Counting Sheep, 2018, Videoloop, 6′, courtesy the artist

In Counting Sheep (2018) grast eine durch die Musik eines Wiegenlieds beruhigte Schafherde am Ufer des Flusses Litani, der Grenze der besetzten und dann entmilitarisierten Zone im Südlibanon. Diese verschiedenen Elemente – die symbolisch für den friedlichen Schlaf oder die Träumerei stehen – werden durch den äusserst brisanten soziopolitischen Kontext des Ortes bedroht. Was wird zuerst auftauchen: ein Traum oder ein Krieg?

Before Tomorrow Was Not Today, 2021, Videoloop, 17′, courtesy the artist

Before Tomorrow Was Not Today (2021) wurde kurz vor Mitternacht am 31. Dezember 2018 gefilmt, während dem Warten auf die frühen Stunden des Jahres 2019. Das Video – angesiedelt zwischen altem und neuem Jahr – wird rückwärts abgespielt. Die Feuerwerkskörper und Schüsse, die aus der Skyline von Beirut aufsteigen, stürzen nun auf die Stadt und werden von ihr verschluckt. Es ist eine ambivalente Szene zwischen Feier, Invasion und Bürgerkrieg.

SONNTAGS: SIRINE FATTOUH

Behind the Shield (2019 – fortlaufend), Videoloop, 55’, courtesy the artist and AD Leb (Art Design Lebanon)

Behind the Shield (2019 fortlaufend) ist ein einstündiges Video, das ein filmisches Porträt der Stadt Beirut über die letzten drei Jahre zeichnet. Das Werk dokumentiert Schlüsselmomente der jüngeren Geschichte des Landes – von der Oktoberrevolution 2019 bis zur Hafenexplosion vom 4. August 2020 – und beleuchtet gleichzeitig die banalen und alltäglichen Facetten des Lebens.

 

Kuratorin der Ausstellung

Stéphanie Saadé, Künstlerin

#aristtakeover – Instagram takeovers

Für #artisttakeover übernimmt ein*e Künstler*in während 24h den Instagram Account des Kunsthaus Pasquart (@pasquart_) und nutzt diesen, um das eigene künstlerische Schaffen, den Arbeitsprozess im Atelier oder neue Werke zu zeigen; den Blick auf Materialen oder Verfahren zu richten oder Reflexionen zu teilen.

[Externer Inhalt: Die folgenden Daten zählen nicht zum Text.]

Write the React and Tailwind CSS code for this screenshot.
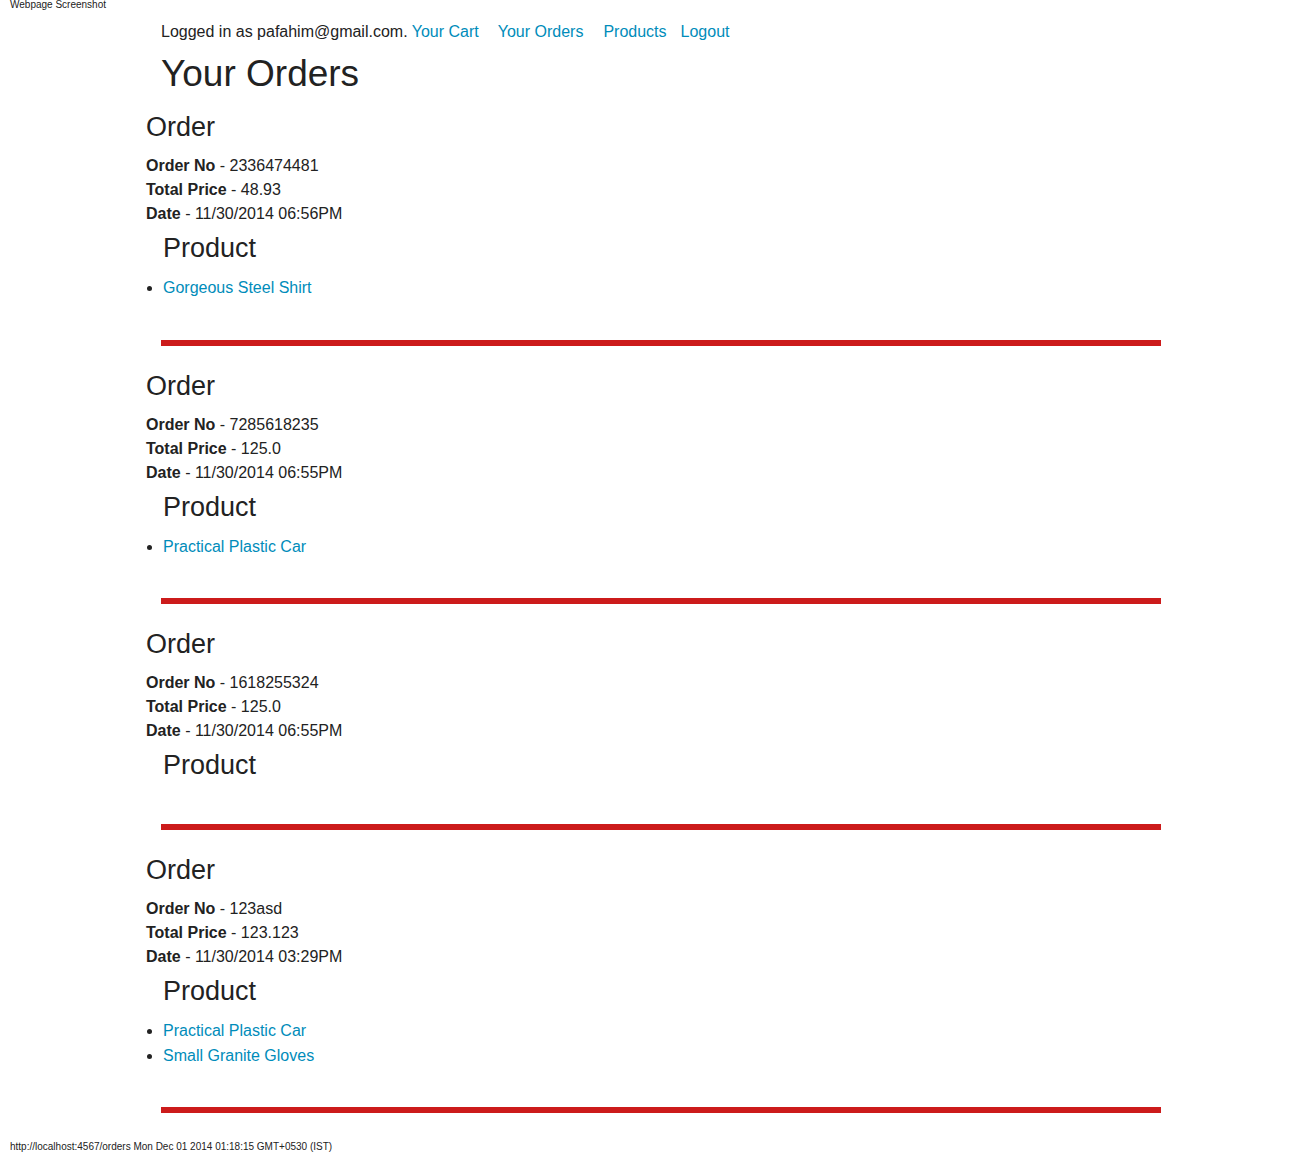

Was Inhalt ist, steht den Künstler*innen frei. Das Format bietet eine lebendige und persönlichere Perspektive für das Publikum ein künstlerisches Werk zu betrachten. Für die Kunstschaffenden stellt es ein Mittel dar, ihre Arbeit unabhängig von einem physischen Ort zu präsentieren und selber zu kuratieren.

13.2.2022        Sirine Fattouh

27.2.2022        Marwan Moujaes

20.2.2022       Maha Yammine

6.3.2022         Roy Samaha

20.3.2022       Stéphanie Saadé

[1] Basierend auf einem Filmtitel von Sirine Fattouh.